- Theatrical release poster
- Directed by: Mark Griffiths
- Written by: Eric Alter Steve Greene Mark Griffiths
- Story by: Eric Alter Steve Greene
- Produced by: Jeff Begun Ken Dalton
- Starring: Grant Cramer; Teal Roberts; Gary Wood; Michael Rapport; Roberta Collins; Sorrells Pickard;
- Cinematography: Tom Richmond
- Edited by: Andy Blumenthal
- Music by: Vic Caesar
- Production company: Chroma III Productions
- Distributed by: Columbia Pictures
- Release date: May 4, 1984 (Los Angeles);
- Running time: 88 minutes
- Country: United States
- Language: English
- Budget: less than $2 million or $1 million
- Box office: $7.1 million

= Hardbodies =

1984 film by Mark Griffiths

Hardbodies is a 1984 American sex comedy film about three middle-aged men who hire a younger man to help them pick up women at the beach. The film was directed by Mark Griffiths, and stars Grant Cramer, Courtney Gains and Gary Wood. It was followed by a 1986 sequel entitled Hardbodies 2.
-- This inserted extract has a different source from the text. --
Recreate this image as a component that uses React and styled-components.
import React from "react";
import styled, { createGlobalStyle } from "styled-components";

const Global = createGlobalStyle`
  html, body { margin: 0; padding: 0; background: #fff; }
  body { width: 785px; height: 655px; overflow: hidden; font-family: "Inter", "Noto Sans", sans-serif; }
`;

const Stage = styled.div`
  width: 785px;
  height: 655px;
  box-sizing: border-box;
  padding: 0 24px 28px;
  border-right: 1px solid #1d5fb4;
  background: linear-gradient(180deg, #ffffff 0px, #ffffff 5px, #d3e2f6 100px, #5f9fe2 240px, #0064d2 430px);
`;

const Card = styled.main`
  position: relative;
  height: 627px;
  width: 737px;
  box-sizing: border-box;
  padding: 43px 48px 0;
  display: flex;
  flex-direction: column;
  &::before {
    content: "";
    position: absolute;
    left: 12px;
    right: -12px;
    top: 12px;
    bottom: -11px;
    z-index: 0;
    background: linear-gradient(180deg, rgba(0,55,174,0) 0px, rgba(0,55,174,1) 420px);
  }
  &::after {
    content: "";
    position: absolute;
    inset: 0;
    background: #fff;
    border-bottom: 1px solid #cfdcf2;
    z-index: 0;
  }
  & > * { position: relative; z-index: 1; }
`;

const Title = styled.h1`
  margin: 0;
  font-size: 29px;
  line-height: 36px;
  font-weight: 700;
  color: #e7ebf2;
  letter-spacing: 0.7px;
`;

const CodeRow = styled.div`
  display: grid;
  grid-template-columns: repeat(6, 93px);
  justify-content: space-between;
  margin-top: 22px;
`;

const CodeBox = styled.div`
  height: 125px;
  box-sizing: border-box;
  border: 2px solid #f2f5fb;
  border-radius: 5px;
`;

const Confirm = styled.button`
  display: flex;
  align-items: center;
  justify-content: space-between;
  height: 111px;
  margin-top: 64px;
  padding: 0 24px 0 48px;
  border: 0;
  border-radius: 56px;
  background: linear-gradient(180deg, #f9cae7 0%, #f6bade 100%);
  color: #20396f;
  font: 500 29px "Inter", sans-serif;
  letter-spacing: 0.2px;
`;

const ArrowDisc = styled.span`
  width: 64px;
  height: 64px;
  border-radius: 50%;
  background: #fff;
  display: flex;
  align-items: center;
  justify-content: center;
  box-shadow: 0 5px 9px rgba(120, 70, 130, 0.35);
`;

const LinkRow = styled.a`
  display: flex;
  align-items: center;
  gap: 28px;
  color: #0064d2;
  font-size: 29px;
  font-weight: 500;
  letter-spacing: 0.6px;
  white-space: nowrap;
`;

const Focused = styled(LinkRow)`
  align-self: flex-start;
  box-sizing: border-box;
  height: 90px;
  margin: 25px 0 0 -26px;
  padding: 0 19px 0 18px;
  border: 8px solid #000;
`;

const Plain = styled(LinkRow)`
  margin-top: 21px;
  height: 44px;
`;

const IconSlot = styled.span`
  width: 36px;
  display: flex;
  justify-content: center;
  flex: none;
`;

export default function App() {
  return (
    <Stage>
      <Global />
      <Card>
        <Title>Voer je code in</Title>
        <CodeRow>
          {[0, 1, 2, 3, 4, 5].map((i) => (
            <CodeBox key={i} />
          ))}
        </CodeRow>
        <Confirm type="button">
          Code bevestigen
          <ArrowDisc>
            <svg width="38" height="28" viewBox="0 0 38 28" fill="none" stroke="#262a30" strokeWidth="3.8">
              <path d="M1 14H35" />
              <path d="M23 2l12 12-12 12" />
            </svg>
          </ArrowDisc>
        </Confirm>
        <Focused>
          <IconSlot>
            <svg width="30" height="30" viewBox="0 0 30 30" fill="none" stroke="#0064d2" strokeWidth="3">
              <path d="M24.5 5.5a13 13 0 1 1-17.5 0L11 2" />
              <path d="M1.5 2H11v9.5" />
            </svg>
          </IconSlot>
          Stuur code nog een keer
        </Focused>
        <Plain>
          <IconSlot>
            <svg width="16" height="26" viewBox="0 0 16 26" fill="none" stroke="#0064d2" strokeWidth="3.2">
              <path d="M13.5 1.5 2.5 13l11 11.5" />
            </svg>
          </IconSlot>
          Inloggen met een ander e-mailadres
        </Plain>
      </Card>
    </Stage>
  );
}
The film was partly financed by Roger Corman and features Roberta Collins in a supporting role.

==Plot==
Scotty, a con man who does whatever he can to get along, is evicted from his apartment for non-payment of rent. He soon finds three older divorced men who have a lot of money, however they do not have a trait that Scotty possesses: talent with women. They agree to let Scotty stay with them at their beach house (and pay him $600 a month), if he returns the favor by teaching them how to pick up women.

Scotty shows them how to "dialogue" women by giving them a dose of the old BBD (Bigger and Better Deal). Along this journey, Scotty loses his playboy ways and falls in love with acquaintance Kristi. Kristi, knowing Scotty's playboy past, puts up with his ups and downs early on in the movie but later insists that he change his ways. Scotty recognizes that Kristi is ultimately more important than the empty life he has led up until now and changes his ways.

==Cast==
- Grant Cramer as Scotty Palmer
- Teal Roberts as Kristi
- Courtney Gains as "Rag"
- Gary Wood as Hunter
- Darcy DeMoss as Dede
- Cindy Silver as Kimberly
- Sorrells Pickard as Ashby
- Kristi Somers as Michelle
- Michael Rapport as "Rounder"
- Roberta Collins as Lana
- Crystal Shaw Martell as Candy
- Emily Longstreth as Girl on Skates
- Kathleen Kinmont as Pretty Skater
- Janet Gardner as Diaper Rash Vocalist
- Jan Kuehnemund as Diaper Rash Lead Guitarist
- Tamara Ivanov as Diaper Rash Rhythm Guitarist
- Pia Maiocco as Diaper Rash Bassist
- Laurie Hedlund as Diaper Rash Drummer

==Production==
The film was produced by Ken Dalton, a former actor, and Jeff Begun, who had previously made four films for Roger Corman, including Saturday the 14th. Corman provided seed money for their production company, Chroma III, to make the film independently, serving as an uncredited producer.

The film was based on an article in Penthouse. An initial plan to sell the film for broadcast on the Playboy Channel fell through when, according to Begun, the network found it "too soft." Instead, Columbia picked it up for theatrical distribution.

The movie is notable for an early appearance of the all-female rock band Vixen (then featuring Steve Vai's wife Pia) on the soundtrack and on-screen as the band Diaper Rash, five years before Vixen released their gold selling debut album and toured the world with the likes of Scorpions and Deep Purple.

==Release==
Hardbodies was released in Los Angeles on May 4, 1984, and was followed by a New York release on May 12, 1984.

Chroma later made School Spirit for Corman.

==Reception==
The film was unanimously panned by critics. On Metacritic the film has a score of 1 out of 100 based on reviews from four critics, indicating "overwhelming dislike".